France to sell Russian oligarch’s Riviera chateau

French authorities have put up for sale a luxurious multi-million-euro chateau seized from the Russian oligarch Boris Berezovsky who died in 2013 and was a sworn opponent of President Vladimir Putin, the agency handling confiscated assets said on Friday.

France to sell Russian oligarch's Riviera chateau

Berezovsky acquired the Chateau de la Garoupe on the Cote d’Azur in the 1990s while post-Soviet Russia’s first president Boris Yeltsin was in power and the tycoon was considered one of the most powerful people in the country.

But it was confiscated by French authorities in 2015, two years after Berezovsky was found dead in exile at his home in England in circumstances that have never been fully explained. He had by then become a bitter opponent of Putin.

A screenshot from Google Maps, showing the Chateau de la Garoupe along the coast.

The property was built on the prestigious Cap d’Antibes by the British industrialist and MP Charles McLaren, and its rich history has seen it associated with the likes of Pablo Picasso, Cole Porter and Ernest Hemingway.
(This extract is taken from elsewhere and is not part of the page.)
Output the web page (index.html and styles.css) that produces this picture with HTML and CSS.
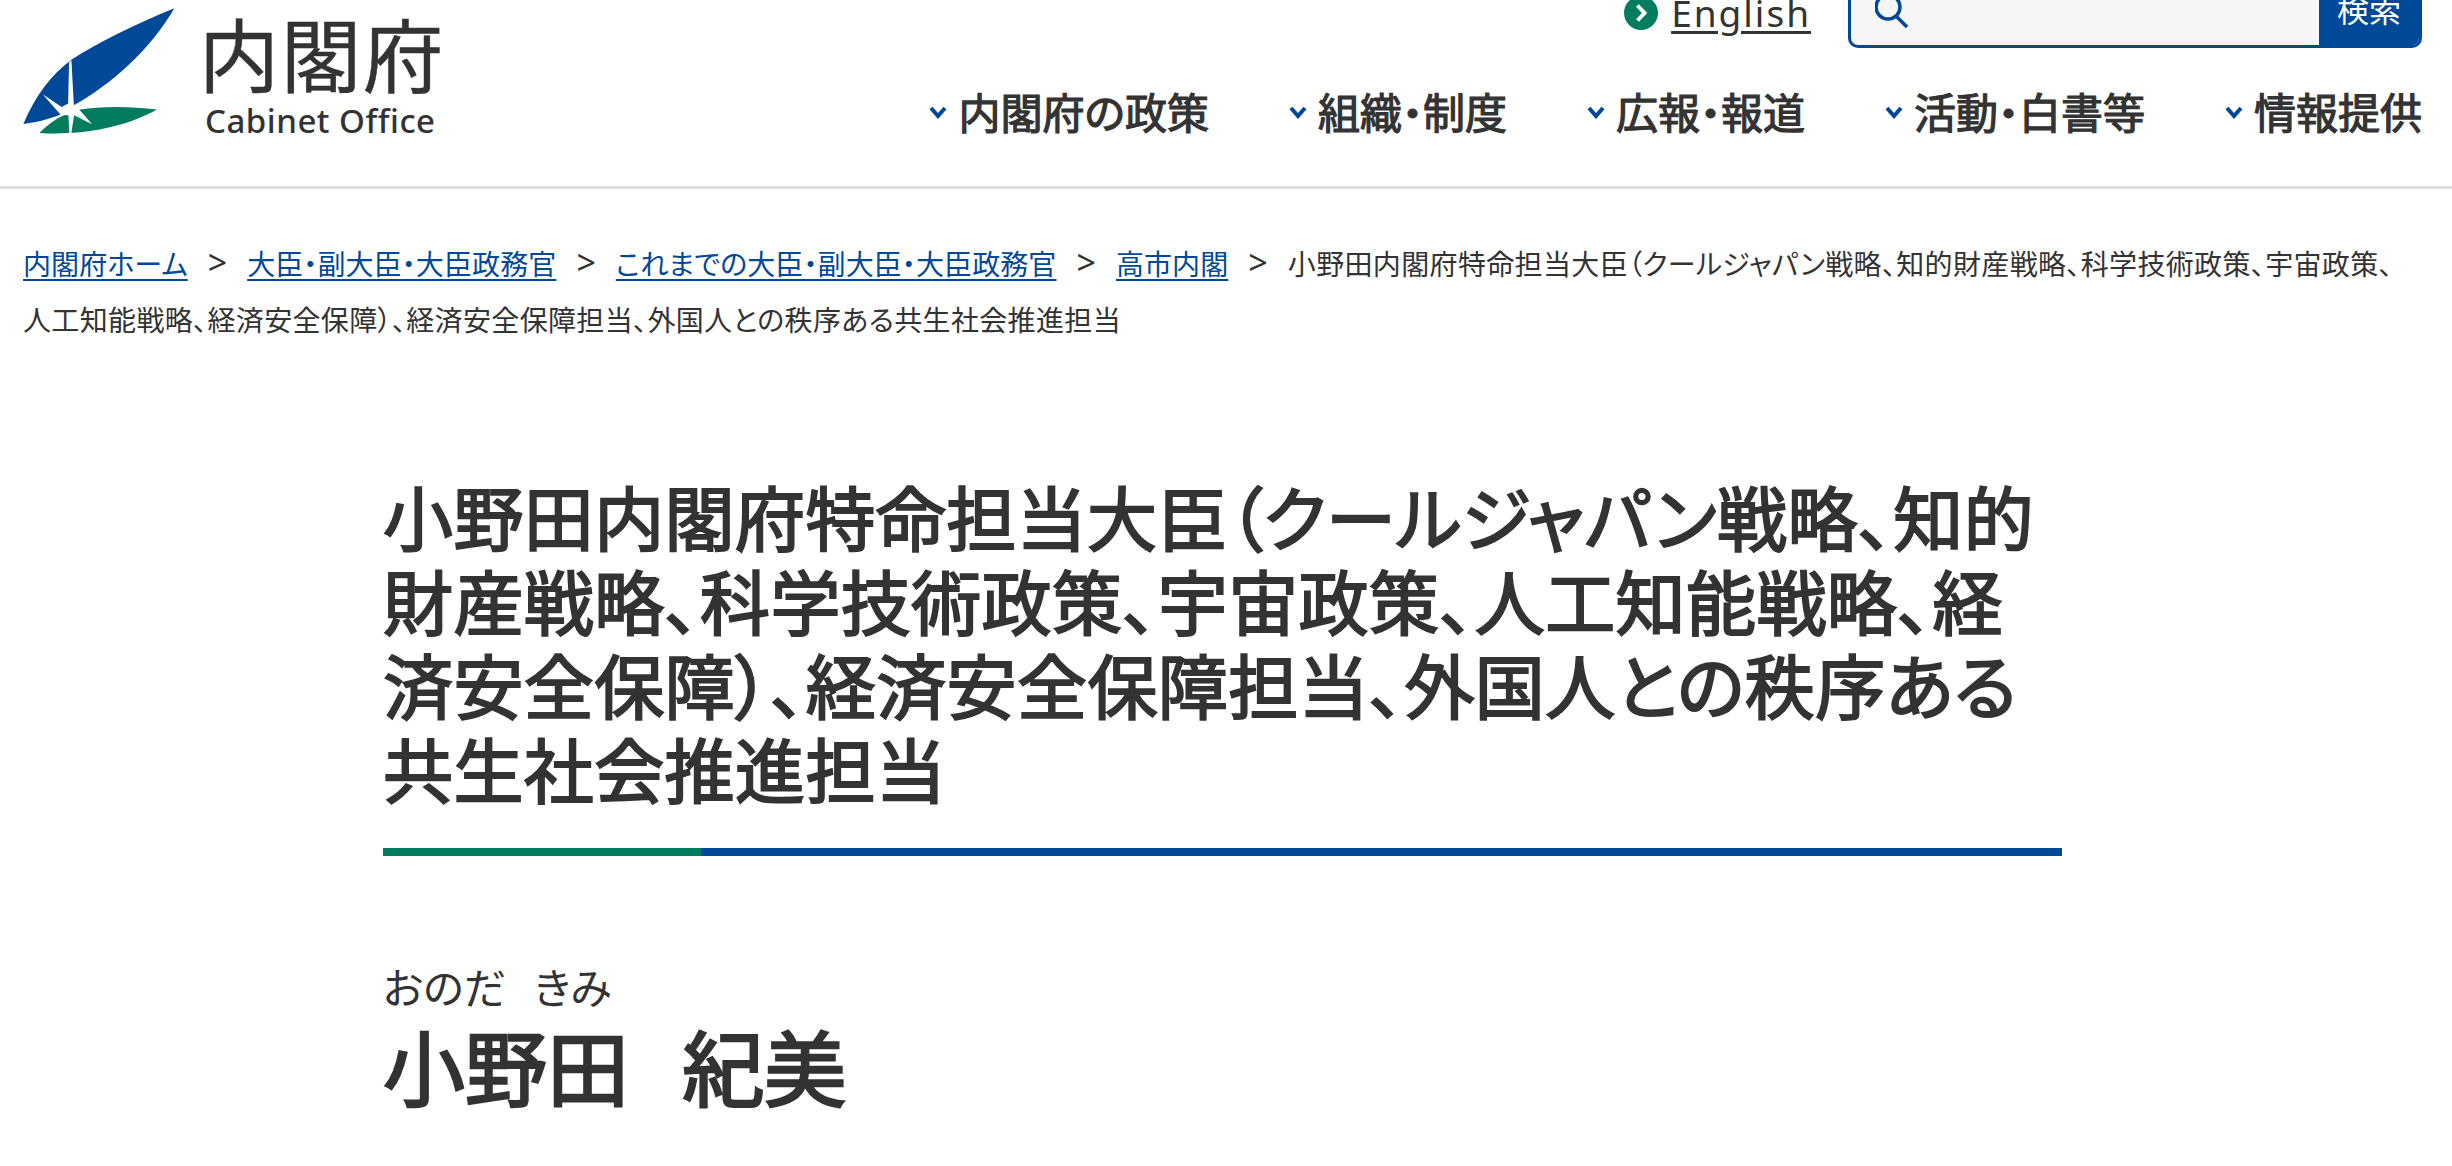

The chateau “represents exceptional architectural and cultural heritage. Its acquisition offers a unique opportunity to own a prestigious residence steeped in history in an enchanting setting,” France’s Agrasc agency on confiscated assets said in a statement.

Interested parties can express their interest from June 16th to July 17th and those validated as possible buyers can submit bids from September.

The chateau, like the neighbouring property of the Clocher (Belltower) de la Garoupe, also owned by Berezovsky, was confiscated after being judged to be the proceeds of money laundering committed by investment company Sifi and its manager, Jean-Louis Bordes.

They were ruled to have acted as a front for Berezovsky.

Reacting in response to an initial complaint filed by Russia, the French authorities needed 10 years to unravel the complex history of purchases including that of the Chateau de la Garoupe in December 1996.

The Cote d’Azur has been popular with rich Russians going back to visits from the imperial family at the turn of the century.

After the collapse of the USSR, it became a favourite playground for the country’s oligarchs.

Russia’s invasion of Ukraine and sanctions from the West has made owning property and even entering France increasingly problematic for many Russians.